Vous avez pointé le fait que trop d'entrepreneurs, agriculteurs en tête, étaient exclus du fonds de solidarité : ils seront intégrés au dispositif. Les entreprises fragiles, en redressement judiciaire par exemple, pourront également y avoir accès.

Nous améliorons le dispositif au fur et à mesure, comme il faut systématiquement le faire pour un mécanisme d'urgence.

Vous nous avez fait part, ainsi que les entrepreneurs, de certaines critiques concernant les mesures relatives à la trésorerie, notamment le refus qu'essuieraient certaines entreprises à leur demande de prêt garanti.
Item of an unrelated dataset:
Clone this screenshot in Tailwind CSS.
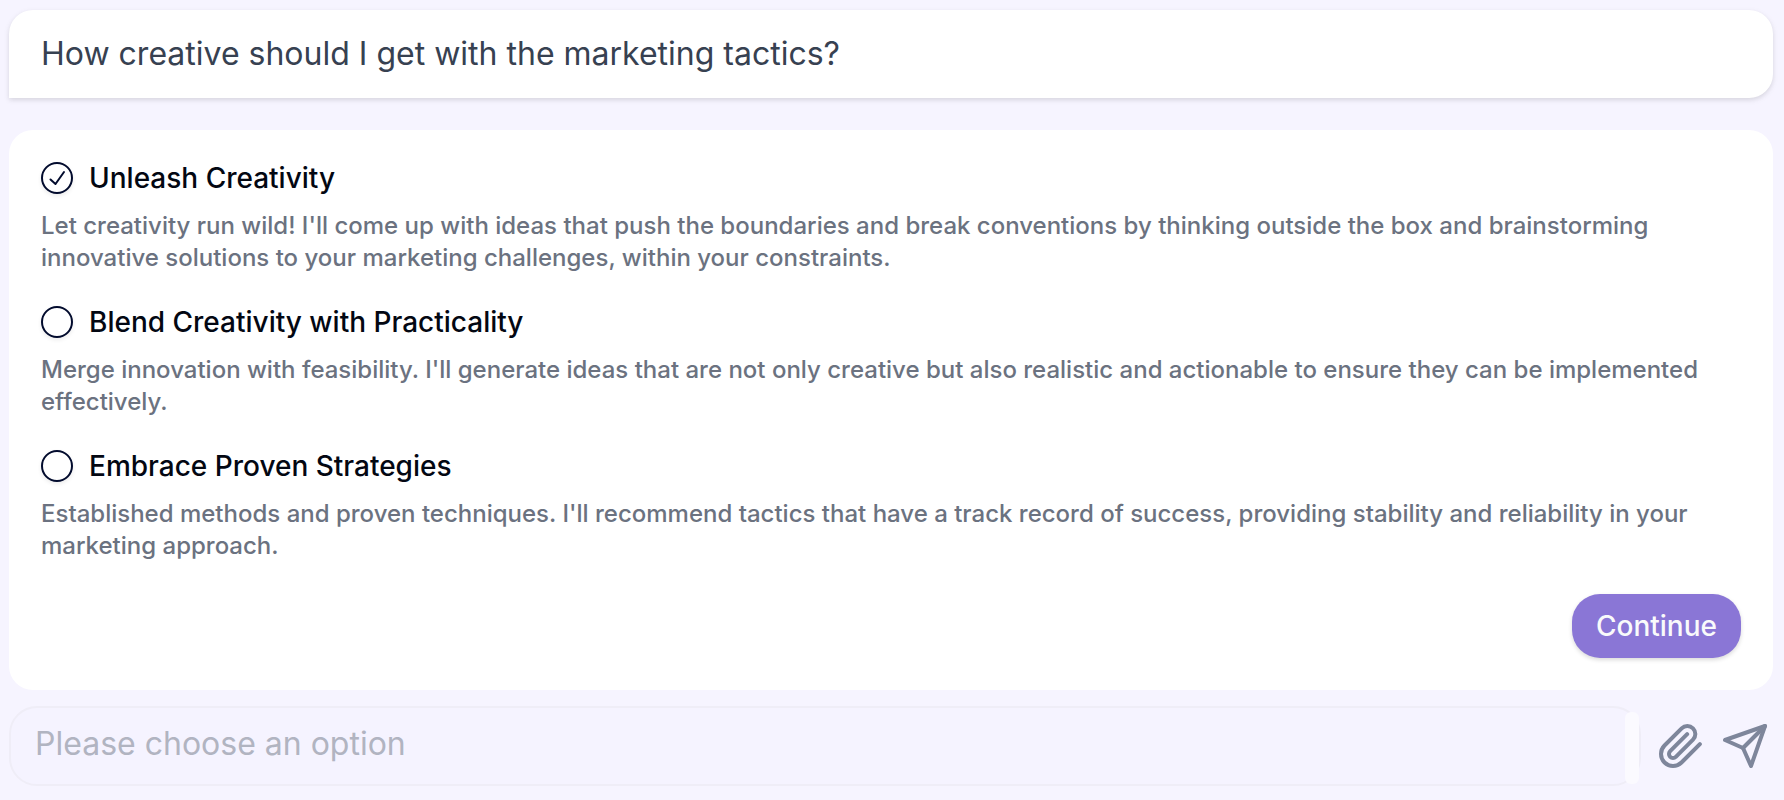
<!DOCTYPE html>
<html lang="en">
<head>
    <meta charset="UTF-8">
    <meta name="viewport" content="width=device-width, initial-scale=1.0">
    <title>Marketing Tactics</title>
    <script src="https://cdn.jsdelivr.net/npm/@tailwindcss/browser@4"></script>
</head>
<body class="bg-[#f6f4ff] min-h-screen font-[Inter,sans-serif]">
    <main class="pt-[10px] pl-[9px] pr-[11px] pb-3">
        <!-- Question -->
        <div class="bg-white rounded-3xl rounded-bl-none px-8 py-6 shadow-[0_2px_6px_rgba(0,0,0,0.08),0_2px_4px_rgba(0,0,0,0.06)]">
            <h1 class="text-[32px] leading-10 text-[#374151]">How creative should I get with the marketing tactics?</h1>
        </div>

        <!-- Options -->
        <form id="optionsForm" class="bg-white rounded-3xl p-8 mt-8">
            <div class="flex flex-col gap-8">
                <div>
                    <div class="flex items-center gap-4">
                        <span class="grid size-8 shrink-0">
                            <input type="radio" id="unleash" name="creativity" value="unleash" checked aria-describedby="unleashText"
                                class="peer col-start-1 row-start-1 appearance-none size-8 rounded-full border-2 border-[#020b2d] shadow-[0_2px_4px_rgba(0,0,0,0.08)]">
                            <svg class="col-start-1 row-start-1 size-8 pointer-events-none opacity-0 peer-checked:opacity-100" viewBox="0 0 32 32" fill="none" stroke="#020b2d" stroke-width="2" stroke-linecap="round" stroke-linejoin="round">
                                <path d="M9.5 17.5L14.5 22L23 10"/>
                            </svg>
                        </span>
                        <label for="unleash" class="text-[28px] leading-8 font-medium text-gray-950">Unleash Creativity</label>
                    </div>
                    <p id="unleashText" class="mt-4 text-2xl leading-8 font-medium text-[#6b7280]">Let creativity run wild! I'll come up with ideas that push the boundaries and break conventions by thinking outside the box and brainstorming innovative solutions to your marketing challenges, within your constraints.</p>
                </div>

                <div>
                    <div class="flex items-center gap-4">
                        <span class="grid size-8 shrink-0">
                            <input type="radio" id="blend" name="creativity" value="blend" aria-describedby="blendText"
                                class="peer col-start-1 row-start-1 appearance-none size-8 rounded-full border-2 border-[#020b2d] shadow-[0_2px_4px_rgba(0,0,0,0.08)]">
                            <svg class="col-start-1 row-start-1 size-8 pointer-events-none opacity-0 peer-checked:opacity-100" viewBox="0 0 32 32" fill="none" stroke="#020b2d" stroke-width="2" stroke-linecap="round" stroke-linejoin="round">
                                <path d="M9.5 17.5L14.5 22L23 10"/>
                            </svg>
                        </span>
                        <label for="blend" class="text-[28px] leading-8 font-medium text-gray-950">Blend Creativity with Practicality</label>
                    </div>
                    <p id="blendText" class="mt-4 text-2xl leading-8 font-medium text-[#6b7280]">Merge innovation with feasibility. I'll generate ideas that are not only creative but also realistic and actionable to ensure they can be implemented effectively.</p>
                </div>

                <div>
                    <div class="flex items-center gap-4">
                        <span class="grid size-8 shrink-0">
                            <input type="radio" id="proven" name="creativity" value="proven" aria-describedby="provenText"
                                class="peer col-start-1 row-start-1 appearance-none size-8 rounded-full border-2 border-[#020b2d] shadow-[0_2px_4px_rgba(0,0,0,0.08)]">
                            <svg class="col-start-1 row-start-1 size-8 pointer-events-none opacity-0 peer-checked:opacity-100" viewBox="0 0 32 32" fill="none" stroke="#020b2d" stroke-width="2" stroke-linecap="round" stroke-linejoin="round">
                                <path d="M9.5 17.5L14.5 22L23 10"/>
                            </svg>
                        </span>
                        <label for="proven" class="text-[28px] leading-8 font-medium text-gray-950">Embrace Proven Strategies</label>
                    </div>
                    <p id="provenText" class="mt-4 text-2xl leading-8 font-medium text-[#6b7280]">Established methods and proven techniques. I'll recommend tactics that have a track record of success, providing stability and reliability in your marketing approach.</p>
                </div>
            </div>
            <div class="flex justify-end mt-8">
                <button type="submit" class="h-16 px-6 rounded-[28px] bg-[#8a76d6] text-[28px] leading-10 font-medium text-gray-50 shadow-[0_2px_4px_rgba(0,0,0,0.15)]">Continue</button>
            </div>
        </form>

        <!-- Message bar -->
        <div class="flex items-center gap-4 mt-4 pr-1">
            <div class="relative flex-1">
                <textarea rows="1" disabled aria-label="Message" placeholder="Please choose an option"
                    class="block w-full h-20 px-6 py-4 resize-none overflow-hidden rounded-[28px] border-2 border-[#efedf7] bg-[#f5f3ff] text-[32px] leading-10 placeholder:text-[#b1b4c1]"></textarea>
                <!-- scroll thumb -->
                <div class="absolute top-[6px] right-[2px] bottom-[2px] w-[14px] rounded-md bg-[#fbfaff]"></div>
            </div>
            <button type="button" aria-label="Attach file" class="text-[#7e869b]">
                <svg class="size-12" viewBox="0 0 24 24" fill="none" stroke="currentColor" stroke-width="2" stroke-linecap="round" stroke-linejoin="round">
                    <path d="m21.44 11.05-9.19 9.19a6 6 0 0 1-8.49-8.49l8.57-8.57A4 4 0 1 1 18 8.84l-8.59 8.57a2 2 0 0 1-2.83-2.83l8.49-8.48"/>
                </svg>
            </button>
            <button type="button" aria-label="Send" class="text-[#7e869b]">
                <svg class="size-12" viewBox="0 0 24 24" fill="none" stroke="currentColor" stroke-width="2" stroke-linecap="round" stroke-linejoin="round">
                    <path d="m22 2-7 20-4-9-9-4Z"/>
                    <path d="M22 2 11 13"/>
                </svg>
            </button>
        </div>
    </main>
</body>
</html>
Le nombre de ces refus est limité, je tiens à le préciser. Contrairement à ce que l'on dit trop facilement, les banques et leurs succursales font le travail : derrière les guichets, les agents, qui reçoivent les chefs d'entreprise par milliers, font le travail et accordent très largement les prêts. Le taux de refus est certes de 4 à 5 %. J'ai demandé à connaître l'évolution quotidienne de ce taux, afin de le transmettre, en toute transparence, à la représentation nationale et à l'ensemble des Français. Je souhaite que ce taux diminue, mais il ne dépasse pas 5 %, ce qui signifie que 95 % des prêts demandés par les entreprises leur sont bien accordés.

Je ne laisserai pas tomber les entreprises s'étant vu refuser le prêt. Nous nous en occuperons et mettrons en place des dispositifs spécifiques. Une entreprise dont la banque aurait refusé le prêt et qui n'aurait pas trouvé de solution auprès de la médiation du crédit pourra bénéficier d'un prêt, non pas garanti par l'État, mais versé directement par lui, à partir du fonds de développement économique et social, à la condition, bien évidemment, de se restructurer pour être profitable demain. En effet, l'État n'a pas vocation à dépenser l'argent des Français pour des entreprises sans avenir ; en revanche, il consentira un prêt direct aux entreprises en grande difficulté ayant besoin d'argent frais pour restructurer leurs comptes.